- **Provided material**:
((
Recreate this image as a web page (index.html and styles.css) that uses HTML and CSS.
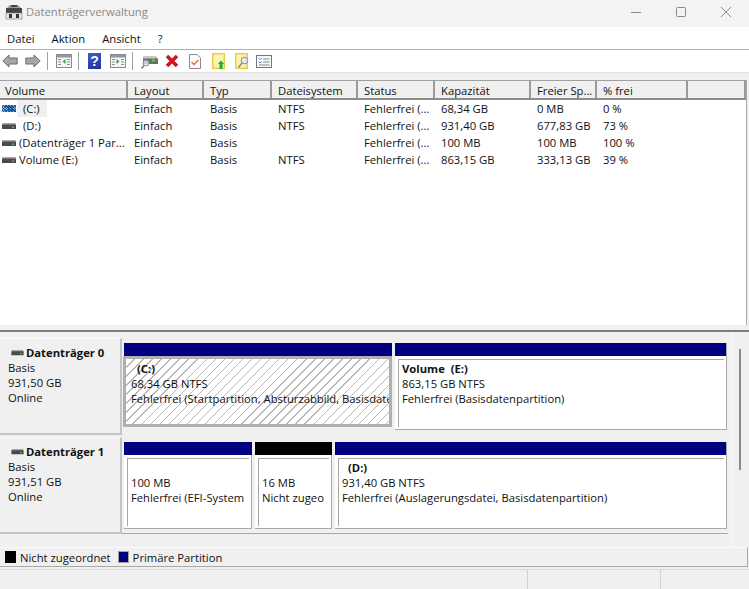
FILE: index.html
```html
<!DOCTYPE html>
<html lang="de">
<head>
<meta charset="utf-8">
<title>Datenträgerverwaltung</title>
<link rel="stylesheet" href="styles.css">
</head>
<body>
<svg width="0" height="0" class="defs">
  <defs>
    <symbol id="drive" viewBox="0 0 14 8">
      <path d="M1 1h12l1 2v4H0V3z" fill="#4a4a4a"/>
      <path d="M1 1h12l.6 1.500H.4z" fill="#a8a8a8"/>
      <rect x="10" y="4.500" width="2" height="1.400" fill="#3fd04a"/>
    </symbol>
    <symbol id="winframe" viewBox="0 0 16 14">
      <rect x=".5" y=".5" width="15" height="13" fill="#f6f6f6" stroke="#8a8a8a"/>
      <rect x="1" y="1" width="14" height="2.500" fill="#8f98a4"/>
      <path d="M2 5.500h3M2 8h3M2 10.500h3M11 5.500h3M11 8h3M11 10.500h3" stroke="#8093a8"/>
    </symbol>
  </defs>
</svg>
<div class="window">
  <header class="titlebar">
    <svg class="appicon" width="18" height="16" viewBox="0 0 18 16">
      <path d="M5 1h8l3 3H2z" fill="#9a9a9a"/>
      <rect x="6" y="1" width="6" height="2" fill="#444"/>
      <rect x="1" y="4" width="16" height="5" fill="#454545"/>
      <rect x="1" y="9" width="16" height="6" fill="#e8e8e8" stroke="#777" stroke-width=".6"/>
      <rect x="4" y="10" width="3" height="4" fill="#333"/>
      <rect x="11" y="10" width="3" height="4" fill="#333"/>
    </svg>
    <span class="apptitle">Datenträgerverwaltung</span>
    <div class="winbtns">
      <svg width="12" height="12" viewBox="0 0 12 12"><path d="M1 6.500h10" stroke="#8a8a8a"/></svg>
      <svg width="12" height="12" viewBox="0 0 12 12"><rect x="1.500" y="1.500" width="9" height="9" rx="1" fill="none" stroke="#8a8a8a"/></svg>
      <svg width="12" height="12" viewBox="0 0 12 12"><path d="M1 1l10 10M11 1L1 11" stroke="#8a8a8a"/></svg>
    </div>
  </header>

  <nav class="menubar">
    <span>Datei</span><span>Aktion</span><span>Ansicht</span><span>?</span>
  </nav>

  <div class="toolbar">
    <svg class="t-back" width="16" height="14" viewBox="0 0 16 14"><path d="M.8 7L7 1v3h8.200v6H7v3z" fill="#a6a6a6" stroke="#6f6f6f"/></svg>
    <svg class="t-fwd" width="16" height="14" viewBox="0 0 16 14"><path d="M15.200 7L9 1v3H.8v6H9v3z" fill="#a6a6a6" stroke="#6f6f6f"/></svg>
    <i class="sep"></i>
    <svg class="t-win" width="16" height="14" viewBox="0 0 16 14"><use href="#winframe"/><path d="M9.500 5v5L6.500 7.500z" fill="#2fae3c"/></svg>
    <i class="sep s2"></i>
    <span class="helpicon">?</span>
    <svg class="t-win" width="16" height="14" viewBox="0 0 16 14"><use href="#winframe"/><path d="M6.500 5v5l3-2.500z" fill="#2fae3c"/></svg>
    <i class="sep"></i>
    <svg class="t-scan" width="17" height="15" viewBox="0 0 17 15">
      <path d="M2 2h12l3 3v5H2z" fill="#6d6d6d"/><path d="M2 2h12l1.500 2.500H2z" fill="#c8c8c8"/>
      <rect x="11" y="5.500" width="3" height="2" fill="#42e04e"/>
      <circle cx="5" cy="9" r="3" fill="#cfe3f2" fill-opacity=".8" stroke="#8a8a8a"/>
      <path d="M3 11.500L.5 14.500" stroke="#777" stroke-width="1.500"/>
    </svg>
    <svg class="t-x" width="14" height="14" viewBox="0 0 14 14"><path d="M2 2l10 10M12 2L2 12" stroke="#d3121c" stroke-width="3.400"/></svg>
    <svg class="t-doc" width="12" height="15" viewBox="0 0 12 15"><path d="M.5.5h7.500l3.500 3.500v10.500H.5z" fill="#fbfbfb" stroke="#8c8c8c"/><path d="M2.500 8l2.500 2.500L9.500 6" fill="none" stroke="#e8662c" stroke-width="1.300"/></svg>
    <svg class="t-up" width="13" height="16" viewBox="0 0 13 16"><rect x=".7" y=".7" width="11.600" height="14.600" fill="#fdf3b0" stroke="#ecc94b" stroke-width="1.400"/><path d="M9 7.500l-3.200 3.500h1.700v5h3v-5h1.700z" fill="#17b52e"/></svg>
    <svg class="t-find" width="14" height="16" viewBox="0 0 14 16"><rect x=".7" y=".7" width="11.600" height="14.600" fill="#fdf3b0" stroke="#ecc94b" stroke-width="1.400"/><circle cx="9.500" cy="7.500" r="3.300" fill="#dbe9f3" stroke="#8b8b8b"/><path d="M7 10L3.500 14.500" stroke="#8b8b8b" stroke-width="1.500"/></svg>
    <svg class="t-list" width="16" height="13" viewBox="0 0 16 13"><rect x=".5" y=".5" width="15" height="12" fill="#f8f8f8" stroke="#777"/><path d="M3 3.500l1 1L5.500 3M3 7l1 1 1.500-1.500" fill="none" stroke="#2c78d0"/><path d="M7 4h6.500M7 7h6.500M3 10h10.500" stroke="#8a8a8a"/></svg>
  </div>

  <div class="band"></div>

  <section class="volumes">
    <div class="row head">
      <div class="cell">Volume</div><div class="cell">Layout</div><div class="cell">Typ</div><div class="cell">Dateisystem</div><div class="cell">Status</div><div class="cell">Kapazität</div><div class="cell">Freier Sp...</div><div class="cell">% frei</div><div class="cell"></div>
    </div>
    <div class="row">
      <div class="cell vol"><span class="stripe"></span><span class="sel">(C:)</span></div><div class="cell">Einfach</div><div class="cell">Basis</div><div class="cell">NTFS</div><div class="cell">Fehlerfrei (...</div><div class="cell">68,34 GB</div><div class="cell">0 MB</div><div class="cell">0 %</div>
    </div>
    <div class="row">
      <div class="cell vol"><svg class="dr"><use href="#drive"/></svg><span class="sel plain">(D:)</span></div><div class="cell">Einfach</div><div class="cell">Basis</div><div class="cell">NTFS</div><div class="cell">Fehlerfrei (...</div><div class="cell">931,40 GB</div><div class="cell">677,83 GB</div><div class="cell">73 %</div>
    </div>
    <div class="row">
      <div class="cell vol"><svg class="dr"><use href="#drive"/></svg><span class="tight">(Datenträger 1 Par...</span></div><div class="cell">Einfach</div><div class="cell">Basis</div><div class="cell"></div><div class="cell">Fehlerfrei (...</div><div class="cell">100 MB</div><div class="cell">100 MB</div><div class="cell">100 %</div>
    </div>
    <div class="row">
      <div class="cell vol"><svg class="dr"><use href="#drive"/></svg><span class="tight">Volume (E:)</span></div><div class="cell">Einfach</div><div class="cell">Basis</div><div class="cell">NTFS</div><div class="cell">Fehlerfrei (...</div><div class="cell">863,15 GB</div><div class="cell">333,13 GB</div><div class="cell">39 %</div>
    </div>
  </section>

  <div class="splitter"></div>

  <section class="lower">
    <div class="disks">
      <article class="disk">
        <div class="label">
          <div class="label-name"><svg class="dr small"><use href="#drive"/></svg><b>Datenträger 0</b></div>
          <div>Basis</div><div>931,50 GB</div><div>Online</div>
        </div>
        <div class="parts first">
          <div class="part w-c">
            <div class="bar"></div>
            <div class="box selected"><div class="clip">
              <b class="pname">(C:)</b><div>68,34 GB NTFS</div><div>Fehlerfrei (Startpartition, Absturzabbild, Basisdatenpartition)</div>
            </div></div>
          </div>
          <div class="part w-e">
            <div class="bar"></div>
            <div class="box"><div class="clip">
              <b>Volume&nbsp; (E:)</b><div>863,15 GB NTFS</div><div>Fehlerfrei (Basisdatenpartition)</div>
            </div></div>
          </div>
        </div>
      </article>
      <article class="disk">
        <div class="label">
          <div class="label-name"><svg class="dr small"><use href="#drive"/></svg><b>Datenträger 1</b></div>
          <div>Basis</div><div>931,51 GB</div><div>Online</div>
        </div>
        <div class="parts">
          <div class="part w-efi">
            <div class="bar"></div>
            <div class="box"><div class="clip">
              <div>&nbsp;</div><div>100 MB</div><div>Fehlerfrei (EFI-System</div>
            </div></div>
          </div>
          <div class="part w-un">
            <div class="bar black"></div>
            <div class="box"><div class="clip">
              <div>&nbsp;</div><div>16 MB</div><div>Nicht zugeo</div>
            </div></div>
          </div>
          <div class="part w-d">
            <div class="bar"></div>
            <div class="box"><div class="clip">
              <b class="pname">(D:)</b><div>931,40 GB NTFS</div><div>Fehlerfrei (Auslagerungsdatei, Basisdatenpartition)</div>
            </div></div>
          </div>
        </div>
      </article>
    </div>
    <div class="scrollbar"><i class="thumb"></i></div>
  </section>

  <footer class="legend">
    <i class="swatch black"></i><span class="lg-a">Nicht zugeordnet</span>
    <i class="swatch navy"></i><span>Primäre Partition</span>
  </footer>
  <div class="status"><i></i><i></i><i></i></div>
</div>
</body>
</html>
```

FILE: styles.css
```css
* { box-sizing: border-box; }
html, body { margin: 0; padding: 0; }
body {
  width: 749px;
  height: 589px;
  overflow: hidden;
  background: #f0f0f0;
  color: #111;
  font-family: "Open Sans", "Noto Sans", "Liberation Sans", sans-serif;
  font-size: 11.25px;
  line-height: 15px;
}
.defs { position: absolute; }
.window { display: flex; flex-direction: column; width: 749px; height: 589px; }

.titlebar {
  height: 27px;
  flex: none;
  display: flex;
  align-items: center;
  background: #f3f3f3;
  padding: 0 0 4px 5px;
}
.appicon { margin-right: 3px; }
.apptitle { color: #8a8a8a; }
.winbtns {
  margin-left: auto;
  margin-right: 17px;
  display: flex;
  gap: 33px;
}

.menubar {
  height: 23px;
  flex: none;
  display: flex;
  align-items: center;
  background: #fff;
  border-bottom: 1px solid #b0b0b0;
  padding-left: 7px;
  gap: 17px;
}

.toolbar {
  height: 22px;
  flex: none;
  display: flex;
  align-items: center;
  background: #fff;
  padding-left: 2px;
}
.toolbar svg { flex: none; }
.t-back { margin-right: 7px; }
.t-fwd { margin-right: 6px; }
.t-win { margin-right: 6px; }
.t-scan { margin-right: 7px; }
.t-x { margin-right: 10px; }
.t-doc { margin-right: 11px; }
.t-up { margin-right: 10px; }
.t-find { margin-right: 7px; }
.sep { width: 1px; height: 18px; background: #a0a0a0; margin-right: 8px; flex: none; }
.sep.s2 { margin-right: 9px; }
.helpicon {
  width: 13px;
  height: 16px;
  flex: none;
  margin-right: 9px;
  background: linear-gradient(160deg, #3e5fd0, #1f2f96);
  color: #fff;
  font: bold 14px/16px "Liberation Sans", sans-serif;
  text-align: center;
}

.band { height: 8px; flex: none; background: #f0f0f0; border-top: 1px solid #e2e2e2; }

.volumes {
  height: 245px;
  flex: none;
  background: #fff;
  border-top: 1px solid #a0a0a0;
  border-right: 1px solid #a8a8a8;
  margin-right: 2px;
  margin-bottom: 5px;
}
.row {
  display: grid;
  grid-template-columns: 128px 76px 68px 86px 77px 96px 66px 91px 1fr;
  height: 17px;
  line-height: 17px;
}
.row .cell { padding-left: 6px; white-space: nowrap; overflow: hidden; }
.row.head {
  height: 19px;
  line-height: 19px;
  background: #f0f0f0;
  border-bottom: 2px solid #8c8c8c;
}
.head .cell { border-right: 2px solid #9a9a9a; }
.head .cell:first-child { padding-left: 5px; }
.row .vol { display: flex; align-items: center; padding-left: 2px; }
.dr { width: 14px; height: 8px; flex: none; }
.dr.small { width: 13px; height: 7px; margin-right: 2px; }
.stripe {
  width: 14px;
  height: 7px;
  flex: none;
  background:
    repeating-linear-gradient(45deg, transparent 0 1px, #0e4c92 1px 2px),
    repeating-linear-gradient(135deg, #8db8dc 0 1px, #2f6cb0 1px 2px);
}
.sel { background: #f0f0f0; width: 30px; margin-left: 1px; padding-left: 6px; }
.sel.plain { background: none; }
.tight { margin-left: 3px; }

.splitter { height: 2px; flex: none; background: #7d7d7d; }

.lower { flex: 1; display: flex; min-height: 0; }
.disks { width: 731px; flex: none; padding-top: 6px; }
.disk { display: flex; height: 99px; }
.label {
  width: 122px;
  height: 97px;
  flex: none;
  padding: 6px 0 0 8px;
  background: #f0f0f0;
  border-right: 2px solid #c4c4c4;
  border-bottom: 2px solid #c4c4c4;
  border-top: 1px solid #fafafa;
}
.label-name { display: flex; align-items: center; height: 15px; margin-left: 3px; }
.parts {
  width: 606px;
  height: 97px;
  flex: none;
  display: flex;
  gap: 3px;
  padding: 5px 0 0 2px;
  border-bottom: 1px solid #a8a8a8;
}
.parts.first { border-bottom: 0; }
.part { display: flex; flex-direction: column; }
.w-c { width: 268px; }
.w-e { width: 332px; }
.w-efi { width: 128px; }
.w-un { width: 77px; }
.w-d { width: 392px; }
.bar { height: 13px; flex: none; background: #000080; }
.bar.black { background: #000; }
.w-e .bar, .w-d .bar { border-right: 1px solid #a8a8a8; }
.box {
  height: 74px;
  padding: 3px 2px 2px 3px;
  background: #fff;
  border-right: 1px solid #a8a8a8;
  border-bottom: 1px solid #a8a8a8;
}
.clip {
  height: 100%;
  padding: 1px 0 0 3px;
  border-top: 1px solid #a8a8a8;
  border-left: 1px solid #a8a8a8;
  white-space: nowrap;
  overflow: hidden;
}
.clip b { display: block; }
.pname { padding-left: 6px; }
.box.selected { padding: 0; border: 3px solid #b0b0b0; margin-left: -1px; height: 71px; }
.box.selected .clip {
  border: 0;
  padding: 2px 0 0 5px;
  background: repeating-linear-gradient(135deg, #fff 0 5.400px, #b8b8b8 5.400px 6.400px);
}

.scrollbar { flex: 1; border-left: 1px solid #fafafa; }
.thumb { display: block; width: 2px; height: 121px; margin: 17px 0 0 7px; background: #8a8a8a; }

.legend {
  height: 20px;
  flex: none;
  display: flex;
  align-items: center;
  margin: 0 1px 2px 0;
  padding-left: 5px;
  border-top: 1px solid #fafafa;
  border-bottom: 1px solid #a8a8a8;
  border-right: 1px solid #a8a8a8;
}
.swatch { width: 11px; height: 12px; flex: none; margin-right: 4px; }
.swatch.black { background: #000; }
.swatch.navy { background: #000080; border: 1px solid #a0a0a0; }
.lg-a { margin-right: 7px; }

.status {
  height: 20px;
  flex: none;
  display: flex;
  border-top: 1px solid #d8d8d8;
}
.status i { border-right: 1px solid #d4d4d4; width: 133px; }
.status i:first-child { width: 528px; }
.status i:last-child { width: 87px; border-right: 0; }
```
))
Determine how many lines of the material include the string "index". Output only that count.

2